-- start Collected material --

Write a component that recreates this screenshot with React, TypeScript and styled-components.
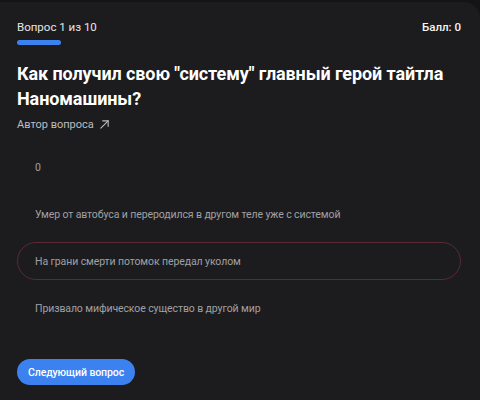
import React, { useState } from 'react'
import styled, { createGlobalStyle } from 'styled-components'

const GlobalStyle = createGlobalStyle`
  html, body {
    margin: 0;
    padding: 0;
    background-color: #141416;
  }
  body {
    font-family: Roboto, "Noto Sans", sans-serif;
  }
`

const Card = styled.div`
  box-sizing: border-box;
  width: 480px;
  height: 398px;
  margin-top: 2px;
  background-color: #1c1c1f;
  border-radius: 0 16px 0 0;
  padding: 17px 19px 0 17px;
  display: flex;
  flex-direction: column;
  color: #f2f2f2;
`

const Header = styled.div`
  display: flex;
  justify-content: space-between;
  align-items: flex-start;
`

const Counter = styled.div`
  font-size: 11.5px;
  line-height: 16px;
  color: #e6e6e6;
`

const Score = styled.div`
  font-size: 11.5px;
  line-height: 16px;
  font-weight: 500;
  color: #f5f5f5;
`

const Track = styled.div`
  width: 440px;
  height: 5px;
  margin-top: 5px;
`

const Fill = styled.div`
  height: 100%;
  border-radius: 3px;
  background-color: #3b82f0;
`

const Question = styled.h1`
  margin: 16px 0 0;
  font-size: 18px;
  line-height: 25px;
  font-weight: 700;
  letter-spacing: -0.1px;
  color: #ffffff;
`

const AuthorLink = styled.a`
  margin-top: 7px;
  display: flex;
  align-items: center;
  gap: 5px;
  font-size: 11px;
  color: #bdbdc0;
  text-decoration: none;
  align-self: flex-start;
`

const Options = styled.div`
  margin-top: 17px;
  display: flex;
  flex-direction: column;
  gap: 9px;
`

const Option = styled.div<{ $selected?: boolean }>`
  box-sizing: border-box;
  height: 38px;
  padding: 0 17px;
  display: flex;
  align-items: center;
  border-radius: 19px;
  border: 1px solid ${props => (props.$selected ? '#5b2836' : 'transparent')};
  font-size: 10.5px;
  letter-spacing: -0.1px;
  color: #a0a0a4;
  cursor: pointer;
`

const NextButton = styled.button`
  margin-top: 32px;
  align-self: flex-start;
  height: 26px;
  padding: 0 11px;
  border: none;
  border-radius: 13px;
  background-color: #3b82f0;
  color: #ffffff;
  font-family: inherit;
  font-size: 10.5px;
  letter-spacing: -0.1px;
  font-weight: 500;
`

const options = [
  '0',
  'Умер от автобуса и переродился в другом теле уже с системой',
  'На грани смерти потомок передал уколом',
  'Призвало мифическое существо в другой мир',
]

const App: React.FC = () => {
  const [selected, setSelected] = useState(2)

  return (
    <>
      <GlobalStyle />
      <Card>
        <Header>
          <Counter>Вопрос 1 из 10</Counter>
          <Score>Балл: 0</Score>
        </Header>
        <Track>
          <Fill style={{ width: `${(1 / 10) * 100}%` }} />
        </Track>
        <Question>Как получил свою "систему" главный герой тайтла Наномашины?</Question>
        <AuthorLink href="#">
          Автор вопроса
          <svg width="11" height="11" viewBox="0 0 12 12" fill="none" stroke="#bdbdc0" strokeWidth="1.2" strokeLinecap="round">
            <path d="M2 10 L10 2" />
            <path d="M4 2 H10 V8" />
          </svg>
        </AuthorLink>
        <Options>
          {options.map((text, i) => (
            <Option key={i} $selected={i === selected} onClick={() => setSelected(i)}>
              {text}
            </Option>
          ))}
        </Options>
        <NextButton>Следующий вопрос</NextButton>
      </Card>
    </>
  )
}

export default App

-- end Collected material --

▶ _Exercise details_
Drop the images and repeat the data exactly.

▶ _Response to the task_
Write a component that recreates this screenshot with React, TypeScript and styled-components.
import React, { useState } from 'react'
import styled, { createGlobalStyle } from 'styled-components'

const GlobalStyle = createGlobalStyle`
  html, body {
    margin: 0;
    padding: 0;
    background-color: #141416;
  }
  body {
    font-family: Roboto, "Noto Sans", sans-serif;
  }
`

const Card = styled.div`
  box-sizing: border-box;
  width: 480px;
  height: 398px;
  margin-top: 2px;
  background-color: #1c1c1f;
  border-radius: 0 16px 0 0;
  padding: 17px 19px 0 17px;
  display: flex;
  flex-direction: column;
  color: #f2f2f2;
`

const Header = styled.div`
  display: flex;
  justify-content: space-between;
  align-items: flex-start;
`

const Counter = styled.div`
  font-size: 11.5px;
  line-height: 16px;
  color: #e6e6e6;
`

const Score = styled.div`
  font-size: 11.5px;
  line-height: 16px;
  font-weight: 500;
  color: #f5f5f5;
`

const Track = styled.div`
  width: 440px;
  height: 5px;
  margin-top: 5px;
`

const Fill = styled.div`
  height: 100%;
  border-radius: 3px;
  background-color: #3b82f0;
`

const Question = styled.h1`
  margin: 16px 0 0;
  font-size: 18px;
  line-height: 25px;
  font-weight: 700;
  letter-spacing: -0.1px;
  color: #ffffff;
`

const AuthorLink = styled.a`
  margin-top: 7px;
  display: flex;
  align-items: center;
  gap: 5px;
  font-size: 11px;
  color: #bdbdc0;
  text-decoration: none;
  align-self: flex-start;
`

const Options = styled.div`
  margin-top: 17px;
  display: flex;
  flex-direction: column;
  gap: 9px;
`

const Option = styled.div<{ $selected?: boolean }>`
  box-sizing: border-box;
  height: 38px;
  padding: 0 17px;
  display: flex;
  align-items: center;
  border-radius: 19px;
  border: 1px solid ${props => (props.$selected ? '#5b2836' : 'transparent')};
  font-size: 10.5px;
  letter-spacing: -0.1px;
  color: #a0a0a4;
  cursor: pointer;
`

const NextButton = styled.button`
  margin-top: 32px;
  align-self: flex-start;
  height: 26px;
  padding: 0 11px;
  border: none;
  border-radius: 13px;
  background-color: #3b82f0;
  color: #ffffff;
  font-family: inherit;
  font-size: 10.5px;
  letter-spacing: -0.1px;
  font-weight: 500;
`

const options = [
  '0',
  'Умер от автобуса и переродился в другом теле уже с системой',
  'На грани смерти потомок передал уколом',
  'Призвало мифическое существо в другой мир',
]

const App: React.FC = () => {
  const [selected, setSelected] = useState(2)

  return (
    <>
      <GlobalStyle />
      <Card>
        <Header>
          <Counter>Вопрос 1 из 10</Counter>
          <Score>Балл: 0</Score>
        </Header>
        <Track>
          <Fill style={{ width: `${(1 / 10) * 100}%` }} />
        </Track>
        <Question>Как получил свою "систему" главный герой тайтла Наномашины?</Question>
        <AuthorLink href="#">
          Автор вопроса
          <svg width="11" height="11" viewBox="0 0 12 12" fill="none" stroke="#bdbdc0" strokeWidth="1.2" strokeLinecap="round">
            <path d="M2 10 L10 2" />
            <path d="M4 2 H10 V8" />
          </svg>
        </AuthorLink>
        <Options>
          {options.map((text, i) => (
            <Option key={i} $selected={i === selected} onClick={() => setSelected(i)}>
              {text}
            </Option>
          ))}
        </Options>
        <NextButton>Следующий вопрос</NextButton>
      </Card>
    </>
  )
}

export default App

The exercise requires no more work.